The company has a disciplinary code, which together with others, constitutes the Organizational Management and Control Model referred to in Legislative Decree 231/01.

The Disciplinary Code contains all the relevant provisions, also concerning behaviors related to non-compliance with the rules and precepts of Legislative Decree 24/23 and the present act establishing the reporting system and its management. Therefore, with regard to internal disciplinary sanctions, reference is made in full to the Disciplinary Code referred to in the MOGC pursuant to Legislative Decree 231/01.

External Sanctioning System

From an external perspective, the sanctioning regime distinguishes, for various cases, between individual and legal entities deemed responsible.

With reference, however, to the hypothesis of sanctioning those who have adopted retaliatory actions, it has been specified that the individual identified as responsible for the retaliations is sanctioned.
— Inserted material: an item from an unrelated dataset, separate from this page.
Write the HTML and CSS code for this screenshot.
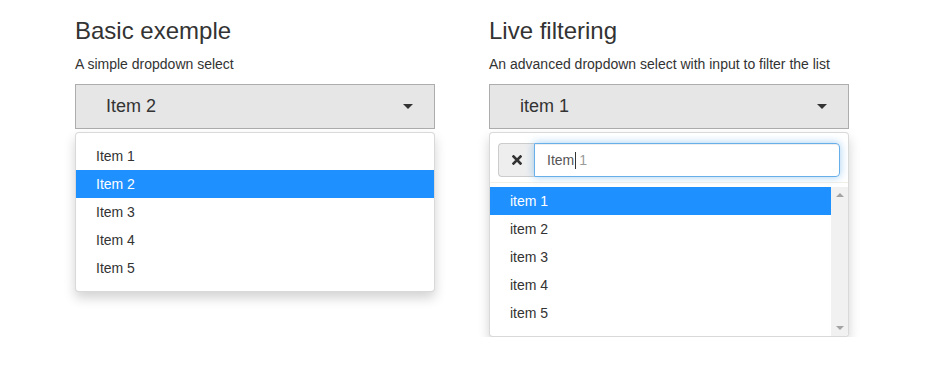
FILE: index.html
```
<!DOCTYPE html>
<html lang="en">
<head>
    <meta charset="UTF-8">
    <meta name="viewport" content="width=device-width, initial-scale=1.0">
    <title>Dropdown select</title>
    <link rel="stylesheet" href="styles.css">
</head>
<body>
    <div class="page">
        <div class="col">
            <h3>Basic exemple</h3>
            <p class="desc">A simple dropdown select</p>
            <div class="select">
                <button class="select-btn" type="button">
                    <span class="value">Item 2</span>
                    <span class="caret"></span>
                </button>
                <ul class="menu">
                    <li>Item 1</li>
                    <li class="active">Item 2</li>
                    <li>Item 3</li>
                    <li>Item 4</li>
                    <li>Item 5</li>
                </ul>
            </div>
        </div>
        <div class="col">
            <h3>Live filtering</h3>
            <p class="desc">An advanced dropdown select with input to filter the list</p>
            <div class="select">
                <button class="select-btn" type="button">
                    <span class="value">item 1</span>
                    <span class="caret"></span>
                </button>
                <div class="menu filter-menu">
                    <div class="search">
                        <div class="input-group">
                            <span class="addon">
                                <svg width="10" height="10" viewBox="0 0 10 10">
                                    <path d="M1.5 1.5 L8.5 8.5 M8.5 1.5 L1.5 8.5" stroke="#333" stroke-width="2.6" stroke-linecap="square"/>
                                </svg>
                            </span>
                            <div class="search-input">Item<span class="cursor"></span><span class="hint">1</span></div>
                        </div>
                    </div>
                    <div class="scroll">
                        <ul class="list">
                            <li class="active">item 1</li>
                            <li>item 2</li>
                            <li>item 3</li>
                            <li>item 4</li>
                            <li>item 5</li>
                        </ul>
                        <div class="scrollbar">
                            <span class="arrow up"></span>
                            <span class="arrow down"></span>
                        </div>
                    </div>
                </div>
            </div>
        </div>
    </div>
</body>
</html>
```

FILE: styles.css
```
* {
    box-sizing: border-box;
}
html, body {
    margin: 0;
    background-color: #fff;
    font-family: "Liberation Sans", Arial, Helvetica, sans-serif;
    font-size: 14px;
    color: #333;
}
.page {
    display: flex;
    gap: 54px;
    padding: 18px 75px 0;
}
.col {
    width: 360px;
}
h3 {
    margin: 0 0 10px;
    font-size: 24px;
    font-weight: normal;
    line-height: 1.1;
}
.desc {
    margin: 0 0 10px;
    font-size: 14px;
    line-height: 20px;
}

/* Toggle button */
.select-btn {
    display: flex;
    align-items: center;
    justify-content: space-between;
    width: 100%;
    height: 45px;
    padding: 0 21px 0 30px;
    background-color: #e6e6e6;
    border: 1px solid #adadad;
    border-radius: 0;
    font-family: inherit;
    font-size: 18px;
    color: #333;
}
.caret {
    width: 0;
    height: 0;
    border-top: 5px solid #333;
    border-left: 5px solid transparent;
    border-right: 5px solid transparent;
}

/* Dropdown menu */
.menu {
    margin: 3px 0 0;
    padding: 9px 0;
    list-style: none;
    background-color: #fff;
    border: 1px solid rgba(0, 0, 0, .15);
    border-radius: 4px;
    box-shadow: 0 6px 12px rgba(0, 0, 0, .175);
}
.menu li, .list li {
    height: 28px;
    line-height: 28px;
    padding: 0 20px;
    font-size: 14px;
    color: #333;
}
.menu li.active, .list li.active {
    background-color: #1e90ff;
    color: #fff;
}

/* Live filter */
.filter-menu {
    padding: 0;
}
.search {
    padding: 10px 8px 5px;
    border-bottom: 1px solid #f3efe8;
}
.input-group {
    display: flex;
    height: 34px;
}
.addon {
    display: flex;
    align-items: center;
    justify-content: center;
    width: 36px;
    background-color: #eee;
    border: 1px solid #ccc;
    border-right: 0;
    border-radius: 4px 0 0 4px;
}
.search-input {
    flex: 1;
    display: flex;
    align-items: center;
    padding: 0 12px;
    border: 1px solid #66afe9;
    border-radius: 0 4px 4px 0;
    box-shadow: inset 0 1px 1px rgba(0, 0, 0, .075), 0 0 8px rgba(102, 175, 233, .6);
    font-size: 14px;
    color: #555;
}
.cursor {
    width: 1px;
    height: 17px;
    margin: 0 3px 0 1px;
    background-color: #333;
}
.hint {
    color: #999;
}
.scroll {
    display: flex;
    height: 149px;
    margin-top: 4px;
    overflow: hidden;
    border-radius: 0 0 4px 4px;
}
.list {
    flex: 1;
    margin: 0;
    padding: 0;
    list-style: none;
}
.scrollbar {
    display: flex;
    flex-direction: column;
    justify-content: space-between;
    align-items: center;
    width: 17px;
    padding: 6px 0;
    background-color: #f1f1f1;
}
.arrow {
    width: 0;
    height: 0;
    border-left: 4px solid transparent;
    border-right: 4px solid transparent;
}
.arrow.up {
    border-bottom: 4px solid #a3a3a3;
}
.arrow.down {
    border-top: 4px solid #a3a3a3;
}
```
Specifically, the pecuniary administrative sanctions are as follows:

a) From €10,000 to €50,000 when it is ascertained that the individual identified as responsible has committed retaliations;

b) From €10,000 to €50,000 when it is ascertained that the individual identified as responsible has obstructed the report or attempted to obstruct it;

c) From €10,000 to €50,000 when it is ascertained that the individual identified as responsible has violated the obligation of confidentiality pursuant to Article 12 of Legislative Decree No. 24/2023. Without prejudice to the sanctions applicable by the Guarantor for the protection of personal data for the profiles of competence based on the discipline concerning personal data;

d) From €10,000 to €50,000 when it is ascertained that reporting channels have not been established; in this case, the responsible party is considered to be the governing body;

e) From €10,000 to €50,000 when it is ascertained that procedures for the execution and management of reports have not been adopted or that the adoption of such procedures is not in compliance with what is provided for by the decree; in this case, the responsible party is the governing body;

f) From €10,000 to €50,000 when it is ascertained that the activity of verification and analysis of received reports has not been carried out; in this case, the responsible party is considered to be the report manager;

g) From €500 to €2,500, when the civil liability of the reporting person for defamation or slander is established, even with a first-instance judgment, in cases of malice or gross negligence, unless the same has already been convicted, even at first instance, for the crimes of defamation or slander or for the same crimes committed with the report to the judicial authority.